3. I found that on writing to SD card, the speakers would play a weird tone.
   1. I interpreted this as meaning that there was some short between some SPI-related pins and the ones used to transmit microphone data.
   2. On the diagram, RX (mic input) and SCLK (SPI clock) are in fact right next to each other (towards the top right of the diagram)

 

Because of this latest discovery I have resigned myself to desoldering the boards entirely and doing it again, hopefully cleaner this time. I will do this tomorrow (Sunday).

 

I have also acquired Lexan for use with the microphones. The lapel mics are quite small and light so this will be easy. These have not yet been assembled because of the problems getting input mentioned above

Goals for next week

• Resolder these stupid boards and get input working (pls)
• Test SDW-MWF Teensy Audio code
• Mount the mics

 

Sean

Done this week

This week I soldered the second audio shield onto the board for four-channel audio input/output. Unfortunately, they aren’t working. Output works fine on all channels, but Input is noisy and unreliable at best. Hopefully bobbies debugging skills are better than mine and he can get to the bottom of this.

 

I also rewrote audio recording code to work with four-channel input.

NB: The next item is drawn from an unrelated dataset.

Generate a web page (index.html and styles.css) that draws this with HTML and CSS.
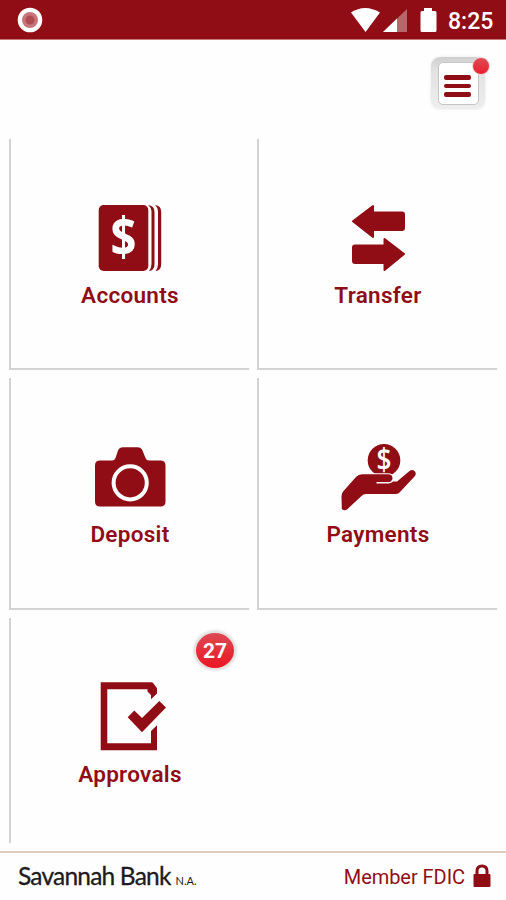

The main challenge with this was changing to using multiple audio queues to hold all the data. Going forward, processing four blocks of audio simultaneously may possibly issues that don’t come up with a single buffer.

Goals for next week

Next week, I hope to fix the input on the board. We need to get this fixed in order to be able to use our algorithms as intended.

 

Also, I plan to help Kevin finish up with his beamforming code, adding the Arduino- and Teensy-specific components to his C++ code.